Mais attendu qu'il convient, avant de statuer plus amplement sur le bien fondé de cette demande d'inviter les intimés à conclure sur le fond, étant ici observé que la redevance devait aussi correspondre à la jouissance de l'immeuble et que M. Jean Peyrouton, du fait de la vente sur licitation de cet immeuble, n'était plus en mesure de fournir cette contrepartie ;

Attendu que les dépens de première instance et d'appel exposés à ce jour doivent être supportés par les intimés qui succombent en toutes leurs prétentions, et qu'il sera sursis à statuer jusqu'en fin de cause, tant sur l'application de l'article 700 du NCPC que sur les dommages-intérêts pour procédure abusive réclamés par l'appelant ;

Par ces motifs : LA COUR, Reçoit l'appel jugé régulier, Le déclare bien fondé, Réforme la décision déférée ; Débouté la SARL L'Esquarade, Mme Gisèle Pujo et M. Alain Peyrouton de toutes leurs demandes.

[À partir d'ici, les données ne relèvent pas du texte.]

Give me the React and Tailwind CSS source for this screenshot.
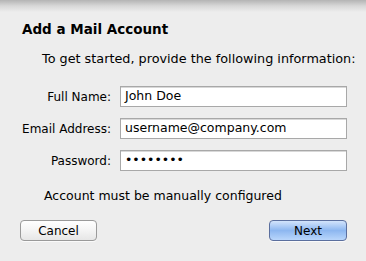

Et avant de statuer plus amplement sur la demande reconventionnelle de Jean Peyrouton, Invite les intimés à conclure sur le bien fondé de cette demande. Révoque à cet effet l'ordonnance de clôture du 20 septembre 1993 et renvoie l'affaire à la conférence de mise en état du 25 mars 1993. Condamne la SARL L'Esquarade, Mme Gisèle Pujo et M. Alain Peyrouton aux dépens de première instance et aux dépens d'appel exposés à ce jour avec distraction au profit de la SCP d'avoués Sorel Dessart, conformément aux dispositions de l'article 699 du NCPC. Sursoit à statuer jusqu'en fin de cause tant sur l'application de l'article 700 du NCPC que sur la demande de dommages-intérêts pour procédure abusive formée par M. Jean Peyrouton.